On Tuesday, I created a video of my children about how they use the SOUNDS IN MOTION program to write at their school. My son Peter (age 6 years, 10 months) showed me a few sounds and told me that he uses sound spelling to write the words. My daughter Eliza (who is 8 years, 10 months) said that she uses sound spelling to write, but then knows when she is writing a word right or wrong because she remembers the way they look in a book. Then they taught Rose (3 years, 3 months) how to pronounce the "V" sound.
When my children write, they are also at different stages of development. While Eliza relies on her visual memory to remember book spelling, Peter relies on the sounds (or phonemes) he hears in each sound of a word. Rose scribbles on paper and "reads" what she has written.

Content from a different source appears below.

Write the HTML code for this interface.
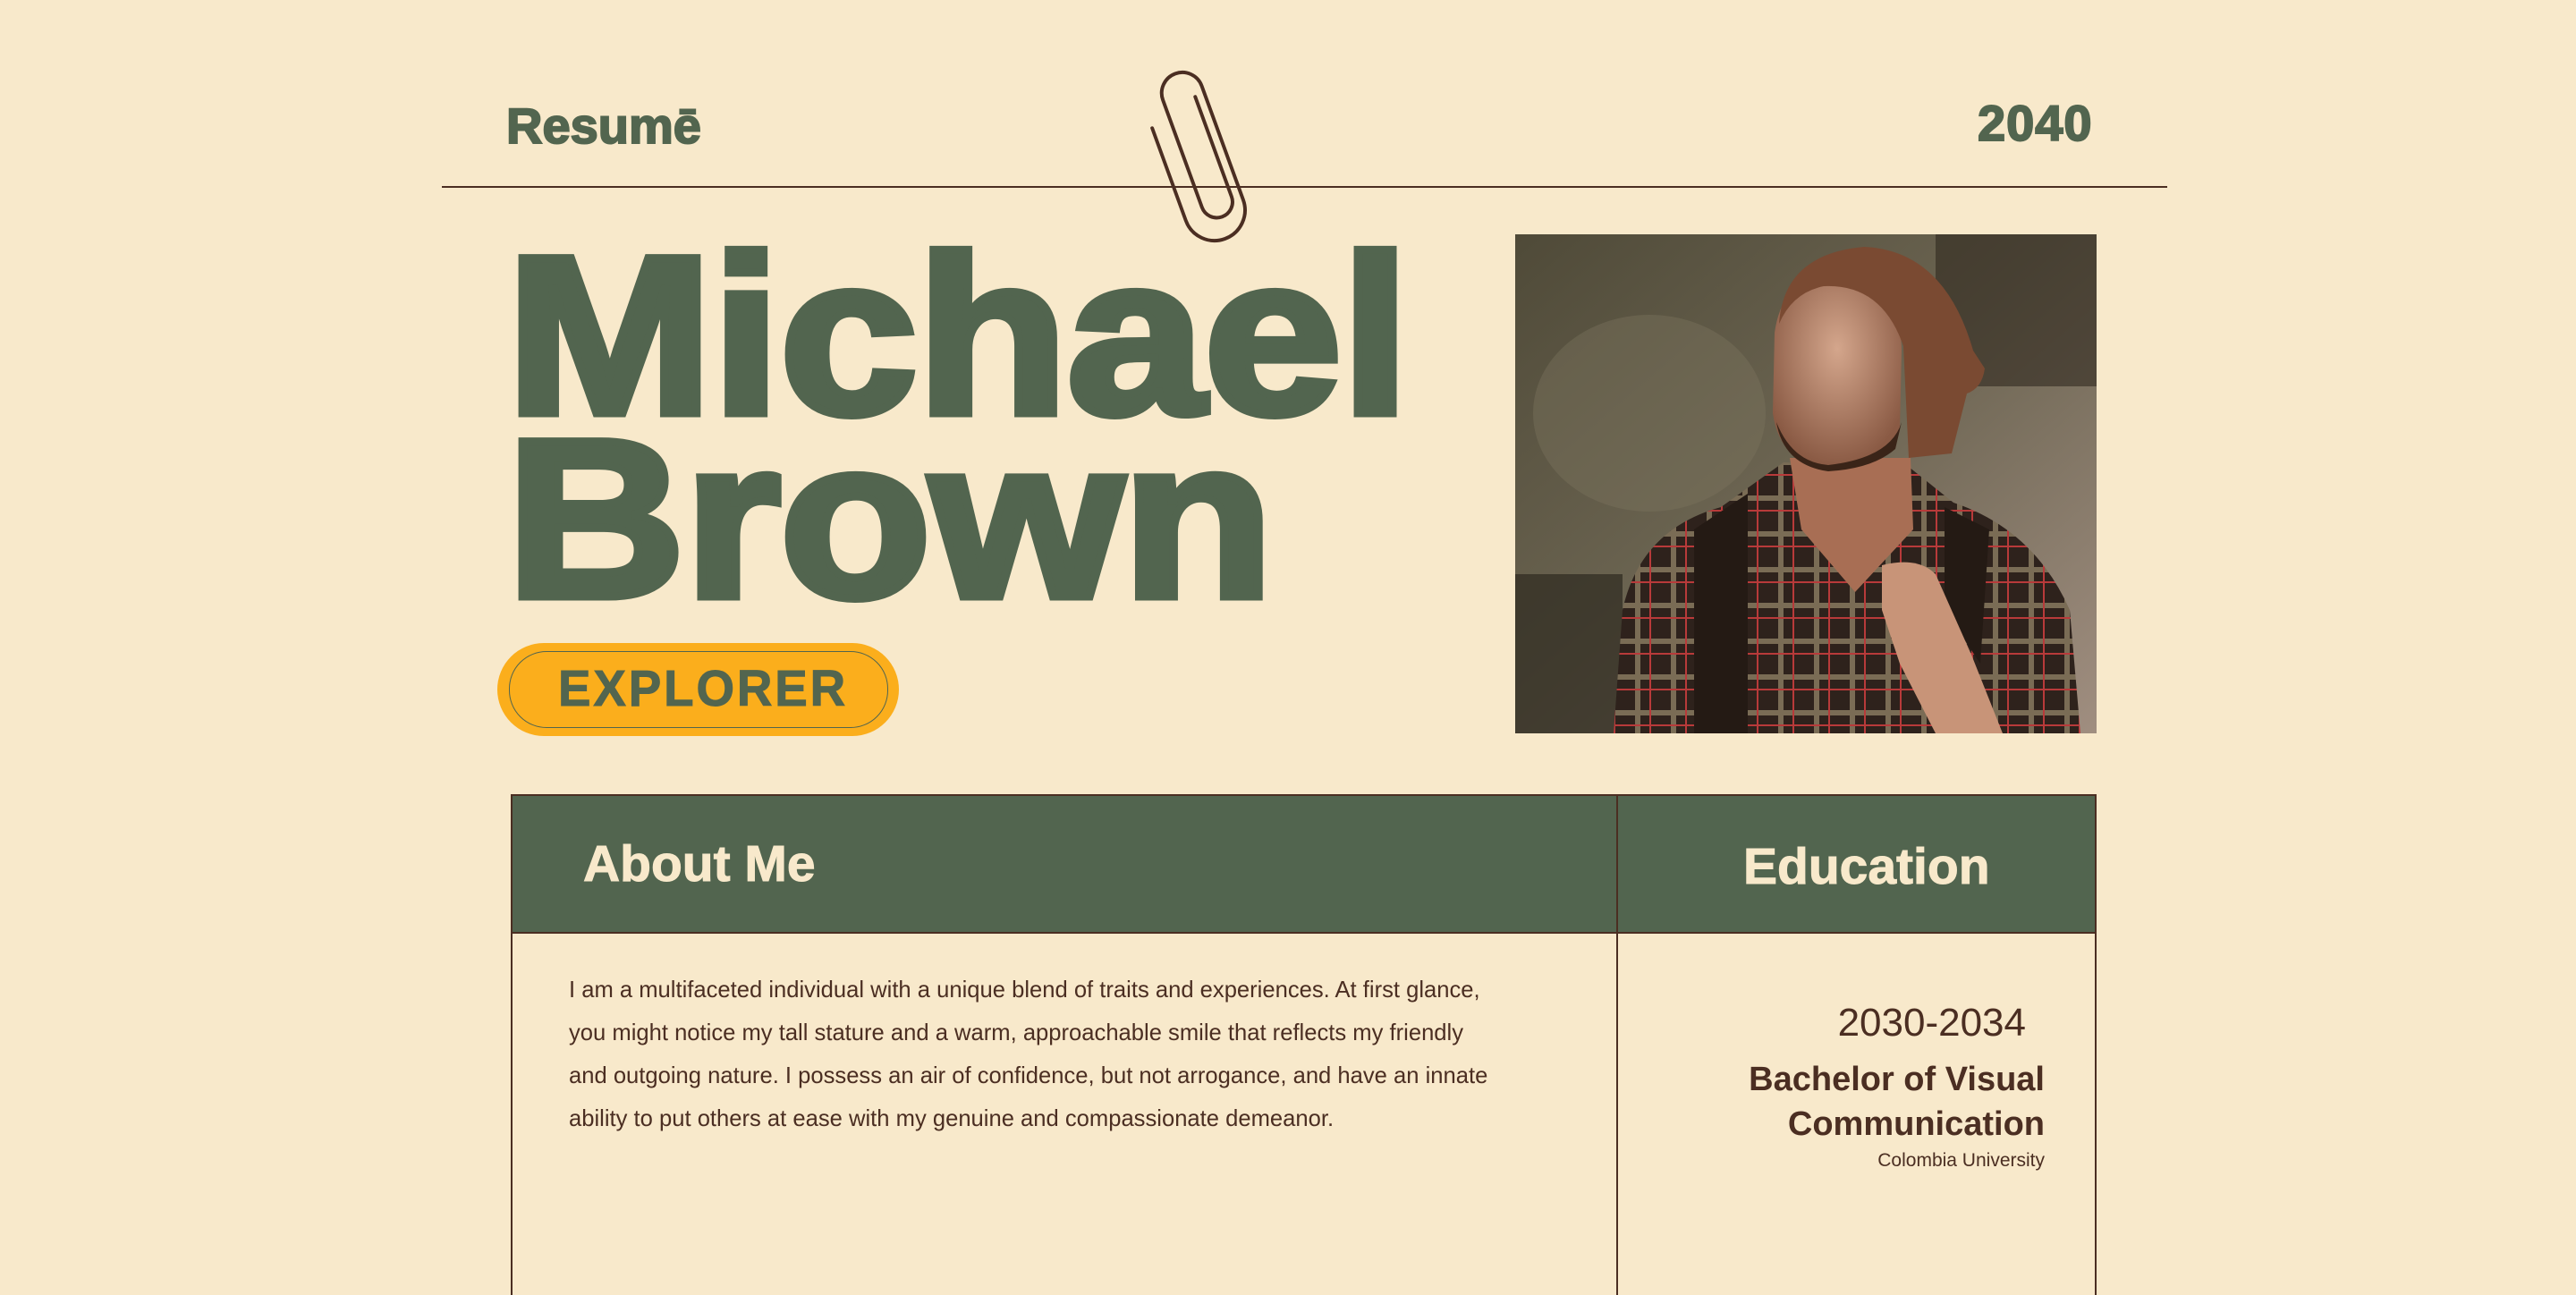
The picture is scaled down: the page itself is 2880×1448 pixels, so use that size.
<!DOCTYPE html>
<html><head><meta charset="utf-8"><style>
html,body{margin:0;padding:0}
body{width:2880px;height:1440px;background:#F8E9CB;position:relative;overflow:hidden;font-family:"Liberation Sans",sans-serif}
.a{position:absolute;white-space:nowrap}
.g{color:#52654F;font-weight:bold}
.hd{font-size:56px;line-height:56px;-webkit-text-stroke:2px #52654F}
.nm{font-size:252px;line-height:252px;-webkit-text-stroke:9px #52654F;letter-spacing:-1px;transform-origin:0 0;transform:scaleX(1.1)}
.br{color:#4B2E22}
</style></head><body>
<div class="a g hd" style="left:566px;top:113px;">Resumē</div>
<div class="a g hd" style="left:2211px;top:110px;letter-spacing:1px">2040</div>
<div class="a" style="left:494px;top:208px;width:1929px;height:2px;background:#4B2E22"></div>
<svg class="a" style="left:0;top:0" width="2880" height="400" viewBox="0 0 2880 400">
<g transform="translate(1336,175) rotate(-20) scale(1.1) translate(-31,-87)" fill="none" stroke="#4B2E22" stroke-width="3.6" stroke-linecap="round">
<path d="M0 45 V145 A31 31 0 0 0 62 145 V22 A21 21 0 0 0 20 22 V138 A16 16 0 0 0 52 138 V30"/>
</g></svg>
<div class="a g nm" style="left:566px;top:250px;">Michael</div>
<div class="a g nm" style="left:566px;top:455px;">Brown</div>
<div class="a" style="left:556px;top:719px;width:449px;height:104px;border-radius:52px;background:#FBAE1C"></div>
<div class="a" style="left:569px;top:728px;width:422px;height:84px;border-radius:42px;border:1.5px solid #52654F"></div>
<div class="a g" style="left:624px;top:742px;font-size:57px;line-height:57px;letter-spacing:3px;-webkit-text-stroke:1px #52654F;transform-origin:0 0;transform:scaleX(0.96)">EXPLORER</div>
<svg class="a" style="left:1694px;top:262px" width="650" height="558" viewBox="0 0 650 558">
<defs>
<linearGradient id="bg" x1="0" y1="0" x2="1" y2="1"><stop offset="0" stop-color="#4f4a38"/><stop offset=".45" stop-color="#6a6350"/><stop offset="1" stop-color="#a08e80"/></linearGradient>
<radialGradient id="f" cx=".5" cy=".4" r=".6"><stop offset="0" stop-color="#d4a68c"/><stop offset="1" stop-color="#8a5a44"/></radialGradient>
<pattern id="pl" width="40" height="40" patternUnits="userSpaceOnUse"><rect width="40" height="40" fill="#2e221c"/><rect x="0" y="12" width="40" height="6" fill="#7a6c55"/><rect x="14" y="0" width="6" height="40" fill="#7a6c55"/><rect x="0" y="28" width="40" height="2" fill="#b83a3a"/><rect x="30" y="0" width="2" height="40" fill="#b83a3a"/></pattern>
</defs>
<rect width="650" height="558" fill="url(#bg)"/>
<rect x="0" y="380" width="120" height="178" fill="#2e2a20" opacity=".7"/>
<rect x="470" y="0" width="180" height="170" fill="#2a2219" opacity=".55"/>
<ellipse cx="150" cy="200" rx="130" ry="110" fill="#7c7660" opacity=".4"/>
<path d="M110 558 L120 420 Q140 330 230 305 L300 255 L440 260 L490 300 Q580 330 620 420 L632 558Z" fill="url(#pl)"/>
<path d="M200 330 L260 290 L260 558 L200 558Z M480 305 L530 330 L520 480 L480 420Z" fill="#241a14"/>
<path d="M307 250 L442 250 L445 330 L380 400 L320 330Z" fill="#a86e54"/>
<path d="M290 110 Q300 40 370 40 Q430 45 432 130 L430 220 Q420 255 340 260 Q295 250 288 200Z" fill="url(#f)"/>
<path d="M292 210 Q310 255 350 258 Q420 250 432 210 L425 240 Q400 262 350 265 Q300 258 292 210Z" fill="#3a2418"/>
<path d="M295 100 Q300 22 390 14 Q480 18 512 130 L525 150 Q522 172 505 178 L488 245 L440 250 L434 125 Q410 55 345 58 Q310 65 295 100Z" fill="#7a4a32"/>
<path d="M410 370 Q450 360 470 380 L510 470 L545 558 L470 558 L430 480 L410 420Z" fill="#c89478"/>
</svg>
<div class="a" style="left:571px;top:888px;width:1773px;height:156px;background:#52654F;border-top:2px solid #4B2E22;border-bottom:2px solid #4B2E22;box-sizing:border-box"></div>
<div class="a" style="left:571px;top:888px;width:2px;height:560px;background:#4B2E22"></div>
<div class="a" style="left:1807px;top:888px;width:2px;height:560px;background:#4B2E22"></div>
<div class="a" style="left:2342px;top:888px;width:2px;height:560px;background:#4B2E22"></div>
<div class="a" style="left:652px;top:938px;font-size:57px;line-height:57px;font-weight:bold;color:#F8E9CB;-webkit-text-stroke:1px #F8E9CB">About Me</div>
<div class="a" style="left:1949px;top:941px;font-size:57px;line-height:57px;font-weight:bold;color:#F8E9CB;-webkit-text-stroke:1px #F8E9CB">Education</div>
<div class="a br" style="left:636px;top:1083px;font-size:25.6px;line-height:48px;">I am a multifaceted individual with a unique blend of traits and experiences. At first glance,<br>you might notice my tall stature and a warm, approachable smile that reflects my friendly<br>and outgoing nature. I possess an air of confidence, but not arrogance, and have an innate<br>ability to put others at ease with my genuine and compassionate demeanor.</div>
<div class="a br" style="right:615px;top:1122px;font-size:44px;line-height:44px;">2030-2034</div>
<div class="a br" style="right:594px;top:1182px;font-size:38px;line-height:50px;font-weight:bold;text-align:right">Bachelor of Visual<br>Communication</div>
<div class="a br" style="right:594px;top:1286px;font-size:21px;line-height:24px;">Colombia University</div>
</body></html>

At home, the children find purpose for their writing. They create dinner menus, dictionaries that introduce their heroes (Peter has been writing about Skylanders
- the books, not the video game.), poetry, letters to their friends and
grandparents, notes to parents (so that we don't forget what to do),
grocery lists, instructions for how to do different things they like,
etc. They see
themselves as writers and are not (and should not be) detoured by not knowing how to book
spell a word.
Reading works in much the same purposeful way for the children. We read for fun, but also to find information, to cook, to enjoy the sounds and rhymes in
poetry, to learn about people and their lives, etc.